Top with a dollop of sour cream and enjoy!
Red Pepper & Zucchini Channa Curry
I have recently fallen in love with making curries at home, they are ridiculously easy (saute onion and garlic, add spices, add veggies) and are a really good way to use up all the extra vegetables in the fridge. Last week I was flipping through an Indian cookbook that has more or less languished on my bookshelf and came across a recipe for “Red Pepper, Spinach, and Chickpea Bhaji.” Now, I looked up the term bhaji and it was nothing like the picture with that particular recipe, but I did like the idea of making a curry with a chickpea base (sometimes called channa in Indian cooking, or at least, according to both the index of my book and a quick Google search). This is what I came up with, and it was absolutely delicious and would be super easy to make as a complete vegetarian meal.
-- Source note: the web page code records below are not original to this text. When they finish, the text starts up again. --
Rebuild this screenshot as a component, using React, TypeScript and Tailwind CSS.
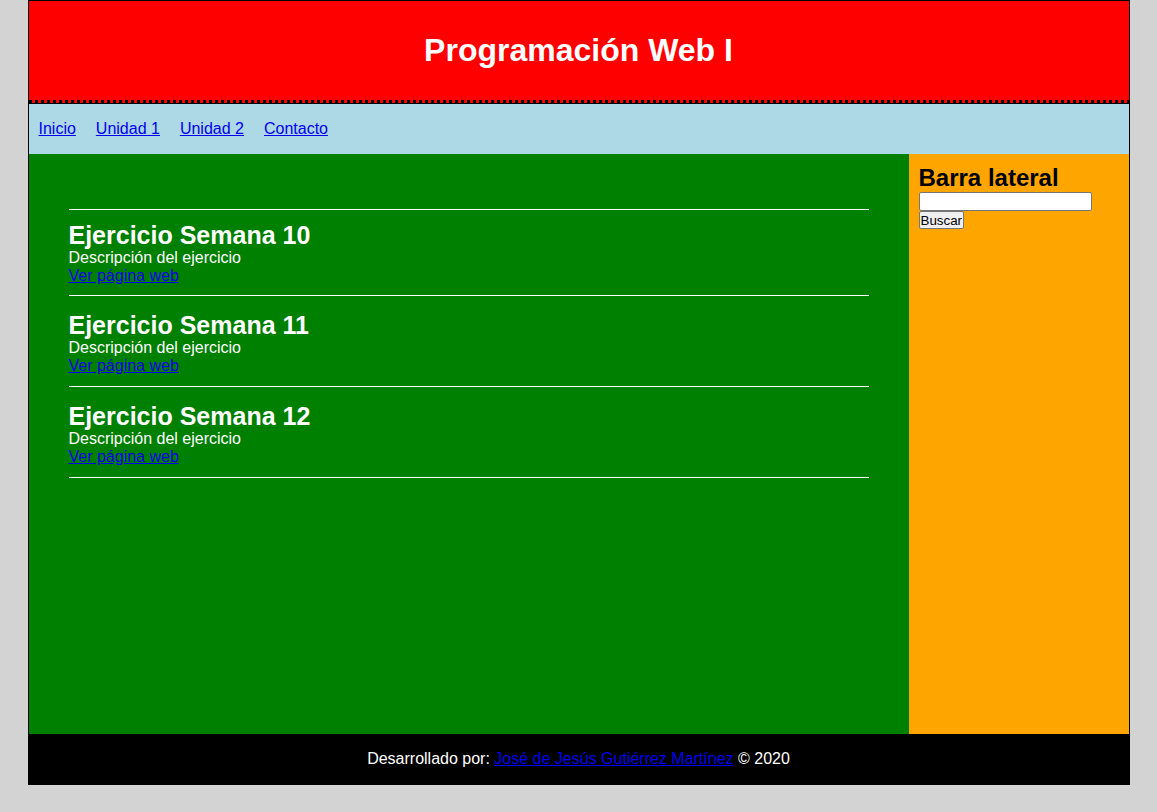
import React from "react";

// ---------- Data ----------
const ejercicios = [
  { semana: 10, pt: "pt-[11px]" },
  { semana: 11, pt: "pt-[15px]" },
  { semana: 12, pt: "pt-[15px]" },
];

const links = ["Inicio", "Unidad 1", "Unidad 2", "Contacto"];

// ---------- Page ----------
export default function App() {
  return (
    <div className="min-h-[812px] bg-[#d3d3d3] font-['Liberation_Sans',Arial,sans-serif]">
      <div className="mx-auto w-[1102px] border border-black">
        {/* Header */}
        <header className="flex h-[99px] items-center justify-center bg-[#ff0000]">
          <h1 className="text-[32px] font-bold leading-[37px] text-white">Programación Web I</h1>
        </header>
        {/* dashed separator */}
        <div className="h-[3px] bg-[repeating-linear-gradient(90deg,#000_0px,#000_3px,#ff0000_3px,#ff0000_6px)]"></div>

        {/* Nav */}
        <nav className="flex h-[51px] items-center gap-5 border-t border-black bg-[#add8e6] px-[10px] text-[16px] leading-[18px]">
          {links.map((l) => (
            <a key={l} href="#" className="text-[#0000ee] underline">
              {l}
            </a>
          ))}
        </nav>

        {/* Main + sidebar */}
        <div className="flex h-[580px]">
          <main className="w-[880px] bg-[#008000] px-10 pt-[55px]">
            <div className="border-t border-white">
              {ejercicios.map((e, i) => (
                <article
                  key={e.semana}
                  className={`${e.pt} border-b border-white ${i === 0 ? "pb-[10px]" : "pb-[11px]"}`}
                >
                  <h2 className="text-[25px] font-bold leading-[28px] text-white">
                    Ejercicio Semana {e.semana}
                  </h2>
                  <p className="text-[16px] leading-[18px] text-white">Descripción del ejercicio</p>
                  <a href="#" className="block w-fit text-[16px] leading-[18px] text-[#0000ee] underline">
                    Ver página web
                  </a>
                </article>
              ))}
            </div>
          </main>

          <aside className="w-[220px] bg-[#ffa500] px-[10px] pt-[10px]">
            <h2 className="text-[24px] font-bold leading-[28px] text-black">Barra lateral</h2>
            <input
              type="text"
              className="block h-[19px] w-[173px] rounded-[2px] border border-[#767676] bg-white px-[2px] text-[13px]"
            />
            <button className="block h-[18px] rounded-[2px] border border-[#767676] bg-[#efefef] px-[1px] text-[13.33px] leading-[15px] text-black">
              Buscar
            </button>
          </aside>
        </div>

        {/* Footer */}
        <footer className="flex h-[50px] items-center justify-center bg-black text-[16px] leading-[18px] text-white">
          <span>
            Desarrollado por:{" "}
            <a href="#" className="text-[#0000ee] underline">
              José de Jesús Gutiérrez Martínez
            </a>{" "}
            © 2020
          </span>
        </footer>
      </div>
    </div>
  );
}
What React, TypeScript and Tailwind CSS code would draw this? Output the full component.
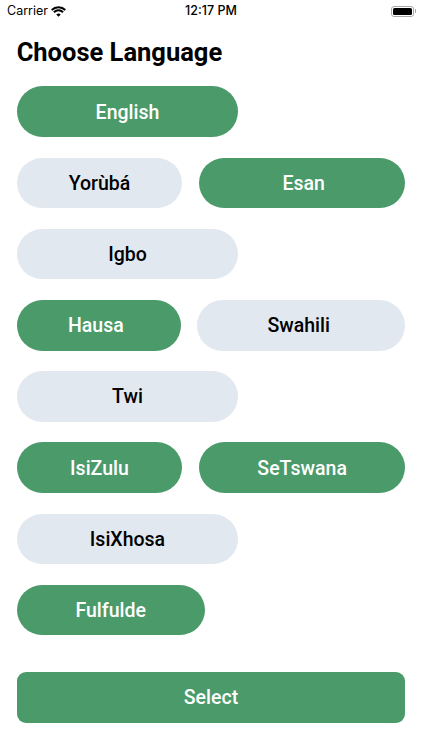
import { ReactNode } from "react";

const green = "bg-[#4a9a6a] text-white";
const grey = "bg-[#e2e8f0] text-black";

function Pill({ w, on, children }: { w: string; on?: boolean; children: ReactNode }) {
    return (
        <button className={`${w} h-[50.67px] rounded-[26px] flex items-center justify-center pt-px text-[19.5px] font-medium ${on ? green : grey}`}>
            {children}
        </button>
    );
}

function Wifi() {
    return (
        <svg width="15" height="11" viewBox="0 -0.5 16 11.7" fill="none" stroke="black">
            <path d="M0.72 3.72A10.3 10.3 0 0 1 15.28 3.72" strokeWidth="2.1" />
            <path d="M3.12 6.12A6.9 6.9 0 0 1 12.88 6.12" strokeWidth="2.1" />
            <path d="M8 11L5.6 8.6A3.4 3.4 0 0 1 10.4 8.6Z" fill="black" stroke="none" />
        </svg>
    );
}

function Battery() {
    return (
        <div className="flex items-center gap-px">
            <div className="w-[23px] h-[11px] rounded-[3px] border border-[#a8a8a8] p-px">
                <div className="w-full h-full rounded-[1.5px] bg-black" />
            </div>
            <div className="w-[1px] h-[4px] bg-[#a8a8a8]" />
        </div>
    );
}

export default function App() {
    return (
        <div className="w-[422px] h-[750px] bg-white overflow-hidden font-['Roboto',sans-serif]">
            <div className="h-[22px] pl-[7px] pr-[6px] grid grid-cols-3 items-center font-['Inter',sans-serif] text-[12.5px] text-black">
                <div className="flex items-center gap-[3px]">
                    <span>Carrier</span>
                    <Wifi />
                </div>
                <div className="text-center font-medium pr-[1px]">12:17 PM</div>
                <div className="flex justify-end">
                    <Battery />
                </div>
            </div>
            <div className="pl-[16.67px]">
                <h1 className="mt-[15px] h-[30px] leading-[30px] text-[25.5px] font-bold text-black">Choose Language</h1>
                <div className="mt-[19.3px] flex flex-col gap-[20.57px]">
                    <div className="flex"><Pill w="w-[221.67px]" on>English</Pill></div>
                    <div className="flex gap-[16.67px]">
                        <Pill w="w-[165.67px]">Yorùbá</Pill>
                        <Pill w="w-[206.33px] pl-[3px]" on>Esan</Pill>
                    </div>
                    <div className="flex"><Pill w="w-[221.67px]">Igbo</Pill></div>
                    <div className="flex gap-[16px]">
                        <Pill w="w-[164.33px] pr-[6px]" on>Hausa</Pill>
                        <Pill w="w-[208.33px] pr-[5px]">Swahili</Pill>
                    </div>
                    <div className="flex"><Pill w="w-[221.67px]">Twi</Pill></div>
                    <div className="flex gap-[16.67px]">
                        <Pill w="w-[165.67px]" on>IsiZulu</Pill>
                        <Pill w="w-[206.33px]" on>SeTswana</Pill>
                    </div>
                    <div className="flex"><Pill w="w-[221.67px]">IsiXhosa</Pill></div>
                    <div className="flex"><Pill w="w-[188px]" on>Fulfulde</Pill></div>
                </div>
                <button className={`mt-[36.3px] w-[388.67px] h-[51px] rounded-[9px] flex items-center justify-center pt-px text-[19.5px] font-medium ${green}`}>
                    Select
                </button>
            </div>
        </div>
    );
}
Red Pepper & Zucchini Channa (Chickpea) Curry
1-2 TB olive oil (or sesame oil, or sunflower oil, whatever you have)
1/4 to 1/2 a large white onion, minced
2 cloves garlic, minced
1 teaspoon cumin powder
1 teaspoon coriander powder
1 tablespoon curry powder
1 teaspoon white pepper
1-2 teaspoons salt – more to taste
1 teaspoon sugar (to taste)
1 can chickpeas, rinsed and drained (I also try to take most of the skins off because they are slimy and gross)
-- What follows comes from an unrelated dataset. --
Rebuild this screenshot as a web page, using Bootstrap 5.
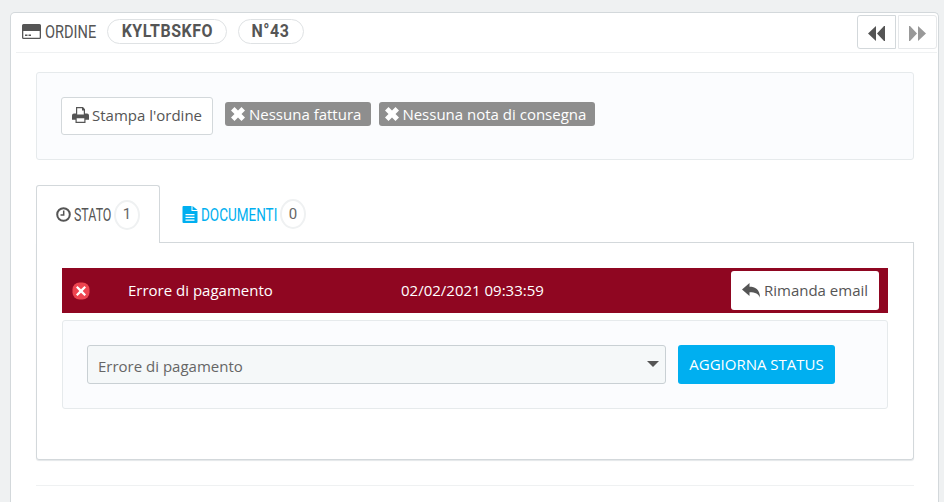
<!DOCTYPE html>
<html lang="it">
<head>
  <meta charset="UTF-8">
  <title>Ordine</title>
  <link href="https://cdn.jsdelivr.net/npm/bootstrap@5.3.3/dist/css/bootstrap.min.css" rel="stylesheet">
  <style>
    html, body { height: 100%; overflow: hidden; }
    body { background: #eff1f2; font-family: "Open Sans", sans-serif; font-size: 15px; color: #555; padding: 12px 5px 0 10px; }
    .order-panel { background: #fff; border: 1px solid #d3d8db; border-bottom: 0; border-radius: 5px 5px 0 0; height: 100%; padding: 0 1px 0 5px; }
    .panel-head { height: 40px; border-bottom: 1px solid #eff1f2; padding: 0 0 2px 6px; }
    /* no condensed face installed: Roboto squeezed to the widths of the reference */
    .narrow { font-family: Roboto, sans-serif; white-space: nowrap; display: inline-block; transform-origin: left center; }
    .head-title { font-size: 18px; color: #555; width: 51px; margin: 0 11px 0 4px; transform: scaleX(.81); }
    .pill-ref { border: 1px solid #dfe2e4; border-radius: 13px; height: 25px; width: 120px; }
    .pill-num { width: 66px; margin-left: 11px; }
    .pill-ref .narrow { font-size: 19px; font-weight: 700; color: #555; letter-spacing: .6px; transform: scaleX(.84); transform-origin: center; }
    .nav-btn { width: 39px; height: 34px; background: #fff; border: 1px solid #d3d8db; border-radius: 3px 0 0 3px; }
    .nav-btn + .nav-btn { border-color: #e6e8ea; border-radius: 0 3px 3px 0; margin-left: 2px; }
    .soft-well { background: #fbfcfe; border: 1px solid #e6eaec; border-radius: 3px; }
    .well-top { margin: 19px 0 0 20px; width: 878px; height: 88px; padding-left: 24px; }
    .print-btn { height: 38px; width: 152px; background: #fff; border: 1px solid #d3d8db; border-radius: 3px; color: #555; font-size: 15px; padding: 0 0 2px; gap: 3px; }
    .grey-tag { background: #8e8e8e; color: #fff; height: 24px; border-radius: 3px; padding: 0 10px 0 6px; font-size: 15px; margin: 0 0 4px 12px; gap: 4px; }
    .grey-tag + .grey-tag { margin-left: 8px; padding-right: 9px; gap: 3px; }
    .tab-row { margin: 25px 0 0 20px; width: 878px; height: 58px; border-bottom: 1px solid #d3d8db; }
    .tab-item { height: 58px; padding-left: 19px; font-size: 18px; }
    .tab-on { width: 124px; background: #fff; border: 1px solid #d3d8db; border-bottom: 0; border-radius: 3px 3px 0 0; color: #555; }
    .tab-off { color: #00aff0; padding-left: 22px; }
    .tab-on .narrow { width: 37px; transform: scaleX(.69); }
    .tab-off .narrow { width: 76px; transform: scaleX(.75); }
    .tab-icon { margin-right: 3px; }
    .count-dot { width: 26px; height: 30px; border: 2px solid #eff1f2; border-radius: 50%; color: #666; font-family: Roboto, sans-serif; font-size: 15px; margin-left: 3px; background: #fff; }
    .tab-body { margin-left: 20px; width: 878px; height: 217px; border: 1px solid #d3d8db; border-top: 0; border-radius: 0 0 3px 3px; padding: 25px 25px 0; box-shadow: 0 1px 1px #e4e7e9; }
    .state-bar { height: 45px; background: #8f0621; color: #fff; font-size: 15px; }
    .state-icon { margin-left: 10px; width: 56px; }
    .state-name { width: 273px; }
    .state-date { width: 330px; }
    .mail-btn { width: 148px; height: 39px; background: #fff; border: 0; border-radius: 3px; color: #555; font-size: 15px; padding: 0; gap: 4px; }
    .well-state { margin-top: 7px; height: 89px; padding: 24px 0 0 24px; }
    .state-select { width: 579px; height: 39px; background: #f5f8f9; border: 1px solid #c9d0d4; border-radius: 3px; padding: 4px 6px 0 10px; color: #666; font-size: 15px; }
    .caret-down { width: 0; height: 0; margin-top: -6px; border-left: 6px solid transparent; border-right: 6px solid transparent; border-top: 6px solid #555; }
    .send-btn { width: 157px; height: 39px; margin-left: 12px; background: #00aff0; border: 0; border-radius: 3px; color: #fff; font-size: 15px; padding: 0; }
    .foot-line { margin: 25px 0 0 20px; width: 878px; border: 0; border-top: 1px solid #eff1f2; opacity: 1; }
    svg { display: inline-block; flex-shrink: 0; }
  </style>
</head>
<body>

<div class="order-panel">
  <div class="panel-head d-flex align-items-center">
    <svg width="19" height="15" viewBox="0 0 19 15"><path fill="#555" fill-rule="evenodd" d="M1.500 0h16A1.500 1.500 0 0 1 19 1.500v12a1.500 1.500 0 0 1-1.500 1.500h-16A1.500 1.500 0 0 1 0 13.500v-12A1.500 1.500 0 0 1 1.500 0zM1.300 7v6.700h16.400V7zM3 10.500h2.500v1.500H3zM6.500 10.500H9v1.500H6.500z"/></svg>
    <span class="narrow head-title">ORDINE</span>
    <span class="pill-ref d-flex align-items-center justify-content-center"><span class="narrow">KYLTBSKFO</span></span>
    <span class="pill-ref pill-num d-flex align-items-center justify-content-center"><span class="narrow">N°43</span></span>
    <div class="d-flex ms-auto">
      <button class="nav-btn p-0" type="button"><svg width="17" height="15" viewBox="0 0 17 14" preserveAspectRatio="none"><path fill="#555" d="M8 0v14L0 7zM16 0h1v14h-1L9 7z"/></svg></button>
      <button class="nav-btn p-0" type="button"><svg width="17" height="15" viewBox="0 0 17 14" preserveAspectRatio="none"><path fill="#999" d="M0 0h1l7 7-7 7H0zM9 0l8 7-8 7z"/></svg></button>
    </div>
  </div>

  <div class="soft-well well-top d-flex align-items-center">
    <button class="print-btn d-inline-flex align-items-center justify-content-center" type="button">
      <svg width="17" height="16" viewBox="0 0 17 15" preserveAspectRatio="none"><path fill="#555" fill-rule="evenodd" d="M4 0h7l2 2v4h2a2 2 0 0 1 2 2v4h-3.500v3h-10v-3H0V8a2 2 0 0 1 2-2h2zM5.200 1.200V7h6.600V3.200h-1.800V1.200zM4.700 10.500v3.300h7.600v-3.300z"/></svg>
      <span>Stampa l'ordine</span>
    </button>
    <span class="grey-tag d-inline-flex align-items-center"><svg width="14" height="14" viewBox="0 0 14 14"><path fill="#fff" d="M3.500 0 7 3.500 10.500 0 14 3.500 10.500 7 14 10.500 10.500 14 7 10.500 3.500 14 0 10.500 3.500 7 0 3.500z"/></svg>Nessuna fattura</span>
    <span class="grey-tag d-inline-flex align-items-center"><svg width="14" height="14" viewBox="0 0 14 14"><path fill="#fff" d="M3.500 0 7 3.500 10.500 0 14 3.500 10.500 7 14 10.500 10.500 14 7 10.500 3.500 14 0 10.500 3.500 7 0 3.500z"/></svg>Nessuna nota di consegna</span>
  </div>

  <div class="tab-row d-flex">
    <div class="tab-item tab-on d-flex align-items-center">
      <svg class="tab-icon" width="15" height="15" viewBox="0 0 15 15"><circle cx="7.500" cy="7.500" r="6.300" fill="none" stroke="#555" stroke-width="2"/><path fill="none" stroke="#555" stroke-width="1.500" d="M7.700 3.500v4.500H4.500"/></svg>
      <span class="narrow">STATO</span><span class="count-dot d-flex align-items-center justify-content-center">1</span>
    </div>
    <div class="tab-item tab-off d-flex align-items-center">
      <svg class="tab-icon" width="16" height="17" viewBox="0 0 15 17"><path fill="#00aff0" fill-rule="evenodd" d="M1 0h8v5h6v11a1 1 0 0 1-1 1H1a1 1 0 0 1-1-1V1a1 1 0 0 1 1-1zM10 0l5 4h-5zM3 8v1.300h9V8zM3 10.800v1.300h9v-1.300zM3 13.500v1.300h9v-1.300z"/></svg>
      <span class="narrow">DOCUMENTI</span><span class="count-dot d-flex align-items-center justify-content-center">0</span>
    </div>
  </div>

  <div class="tab-body">
    <div class="state-bar d-flex align-items-center">
      <div class="state-icon d-flex">
        <svg width="18" height="18" viewBox="0 0 18 18"><rect x=".5" y=".5" width="17" height="17" rx="7" fill="#ee4450"/><path fill="#fff" d="M5.500 4 9 7.200 12.500 4 14 5.500 10.700 9 14 12.500 12.500 14 9 10.800 5.500 14 4 12.500 7.300 9 4 5.500z"/></svg>
      </div>
      <div class="state-name">Errore di pagamento</div>
      <div class="state-date">02/02/2021 09:33:59</div>
      <button class="mail-btn d-inline-flex align-items-center justify-content-center" type="button">
        <svg width="18" height="15" viewBox="0 0 18 15"><path fill="#555" d="M7.500 0v3.800c5.500 0 10.500 2.500 10.500 11-1.500-4-4.500-5.500-10.500-5.500V13L0 6.500z"/></svg>
        <span>Rimanda email</span>
      </button>
    </div>
    <div class="soft-well well-state d-flex">
      <div class="state-select d-flex align-items-center justify-content-between">
        <span>Errore di pagamento</span>
        <span class="caret-down"></span>
      </div>
      <button class="send-btn" type="button">AGGIORNA STATUS</button>
    </div>
  </div>

  <hr class="foot-line">
</div>

<script src="https://cdn.jsdelivr.net/npm/bootstrap@5.3.3/dist/js/bootstrap.bundle.min.js"></script>
</body>
</html>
1 red bell pepper, sliced into chunks
1 small zucchini, sliced into rounds and then quartered
1 cup chicken or vegetable broth
(optional) 1 pork chop or 1 chicken breast, cut into 1″ pieces
Heat oil in large frying pan, add onion and garlic and stir until soft (2-3 minutes). Add all spices and stir another minute or two. If you are using raw meat, add it now and stir until nearly cooked through. Add chickpeas, red pepper, zucchini and broth. Bring to a boil and simmer until liquid is almost gone, 4-6 minutes. If you are using meat that is already cooked, add it now and then heat through and serve with naan or chapatis.